Australia likes to think that its electoral system is immune to the sort of shock outcomes seen elsewhere in recent years.
Voting is compulsory, so there’s never a surprise driven by turnout. A system that requires voters to nominate multiple candidates means that insurgent third-party campaigns have little purchase, because people can have their protest vote and still choose a mainstream candidate too.
While nearly a quarter of the electorate placed a minor party first on their ballot on Saturday, nearly 90 percent put either the governing Coalition of Prime Minister Scott Morrison or the opposition Labor Party first or second. As a result, the Coalition and Labor will account for all but six or seven seats in the 151-member House of Representatives. The government looks certain to lack a controlling majority of the House, but the deals it will have to cut will be with a handful of centrist independents and single-seat minor parties, rather than a powerful populist fringe.
At the same time, Saturday’s election result is a political shock scarcely less expected than the victory of Donald Trump in the 2016 US Presidential election, or the triumph of the anti-European vote in the UK’s Brexit referendum earlier that year.
It’s been almost 18 months since any opinion poll showed Morrison’s Liberal-National Coalition 1 with a shot at victory. Newspoll – the most closely followed survey, whose poor showings were used as justification for the internal party coups that removed Morrison’s predecessors Tony Abbott and Malcolm Turnbull in recent years – has put the Coalition behind in 56 consecutive polls since 2016. An exit poll by Nine Entertainment Co. news Saturday night had Labor ahead 52% to 48%. 2
Even the parties’ own polling (which should generally be treated with a health warning) doesn’t appear to have been immune to error. Leaked Liberal polls had indicated heavy losses of as many as 11 seats in the southeastern state of Victoria; in the event, the only two that are likely to switch sides were more or less handed to Labor thanks to redrawn electoral boundaries.

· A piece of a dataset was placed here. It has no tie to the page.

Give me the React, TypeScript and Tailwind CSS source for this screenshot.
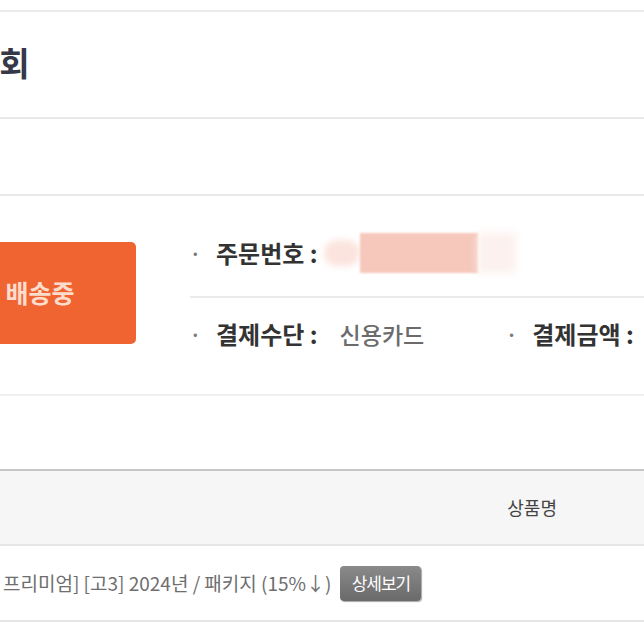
const FONT = "font-['Noto_Sans_CJK_KR','Noto_Sans',sans-serif]";

const InfoItem = ({ label, value }: { label: string; value?: React.ReactNode }) => (
  <div className="flex items-center">
    <span className="w-[26px] text-[#7a7a7a] text-[18px] font-bold">·</span>
    <span className="text-[24px] font-bold text-[#333]">{label} :</span>
    {value}
  </div>
);

export default function App() {
  return (
    <div className={`${FONT} w-[644px] h-[644px] overflow-hidden bg-white`}>
      <div className="h-[10px]" />
      <div className="border-t-2 border-[#ebebeb] h-[107px] flex items-center">
        <h1 className="ml-[-31px] text-[33px] font-bold text-[#353847] leading-none pb-[4px]">조회</h1>
      </div>
      <div className="border-t-2 border-[#e8e8e8] h-[77px]" />
      <div className="border-t-2 border-[#e8e8e8] h-[200px] flex items-start">
        <div className="mt-[46px] ml-[-52px] w-[188px] h-[102px] rounded-[5px] bg-[#f06432] flex items-center justify-center">
          <span className="text-[25px] font-bold text-[#fcdccd] mr-[4px]">배송중</span>
        </div>
        <div className="flex-1 ml-[54px] pt-[30px] flex flex-col">
          <div className="h-[72px] flex items-center border-b-2 border-[#eaeaea] pb-[16px]">
            <InfoItem
              label="주문번호"
              value={
                <div className="ml-[6px] flex items-center">
                  <div className="w-[36px] h-[26px] rounded-full bg-[#fbe4de] blur-[3px]" />
                  <div className="w-[118px] h-[40px] bg-[#f5c8bb] blur-[1px]" />
                  <div className="w-[38px] h-[40px] bg-[#fcf1ee] blur-[4px]" />
                </div>
              }
            />
          </div>
          <div className="h-[76px] flex items-center pb-[4px]">
            <InfoItem
              label="결제수단"
              value={<span className="ml-[22px] text-[23px] font-medium text-[#6b6b6b]">신용카드</span>}
            />
            <div className="ml-[82px]">
              <InfoItem label="결제금액" />
            </div>
          </div>
        </div>
      </div>
      <div className="border-t-2 border-[#efefef] h-[75px]" />
      <div className="border-t-2 border-[#c6c6c6] h-[75px] bg-[#f6f6f6] flex items-center justify-end pr-[87px]">
        <span className="text-[18px] text-[#444]">상품명</span>
      </div>
      <div className="border-t-2 border-[#e6e6e6] border-b-2 h-[78px] flex items-center">
        <span className="ml-[3px] text-[19px] text-[#6e6e6e] whitespace-nowrap">
          프리미엄] [고3] 2024년 / 패키지 (15%↓)
        </span>
        <button className="ml-[9px] h-[35px] w-[81px] rounded-[4px] bg-gradient-to-b from-[#8a8a8a] to-[#6a6a6a] shadow-[1px_1px_1px_rgba(0,0,0,0.35)] text-white text-[17px] tracking-[-1px]">
          상세보기
        </button>
      </div>
    </div>
  );
}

Yet while the result is a surprise, it’s hardly a revolution. The Coalition gained seats and drastically outperformed expectations, but owing to by-elections and redistricting it actually ended up with fewer constituencies than it did after the last election in 2016. Governing from a minority will present formidable challenges, too.
That’s particularly the case around the politics of climate, which has claimed the careers of three Australian prime ministers in the past decade. The Coalition seems certain to be dependent on at least three of six minor-party and independent candidates to command a majority. Five of that group have campaigned hard on stepped-up climate action that will alienate much of the government’s heartland vote. Bridging the gap won’t be easy.
That’s no reason for Labor to be feeling comforted. Some of the biggest swings away from it were in coal-mining areas in northern Queensland and north of Sydney which will lose jobs as domestic generators close and exports decline over the coming terms of parliament. That risks creating a soot belt of disillusioned working-class electorates serving a similar role to the US midwest in the 2016 election.
Indeed, one way in which the result reflects what’s been happening in the US was the growing gulf between increasingly liberal and affluent big cities and more conservative and hard-bitten regional areas.
Despite some claims that the Coalition won on the basis of wealthy and older voters turned off by Labor’s promise to increase taxes on shares and investment property, some of the biggest swings to the Coalition were in lower middle-class suburbs and exurbs that have some of the youngest demographic profiles in the country.
The traditional urban-rural maps on which Australia’s major parties have built their majorities are being scrambled.
Just as in Texas and west London, right-of-center slices of its cities are growing more liberal; just as in Ohio and northeast England, left-of-center regional areas are becoming more conservative. Which side is better able to capitalize on those trends will decide the direction of politics for the coming decade, not just in Australia but across the world.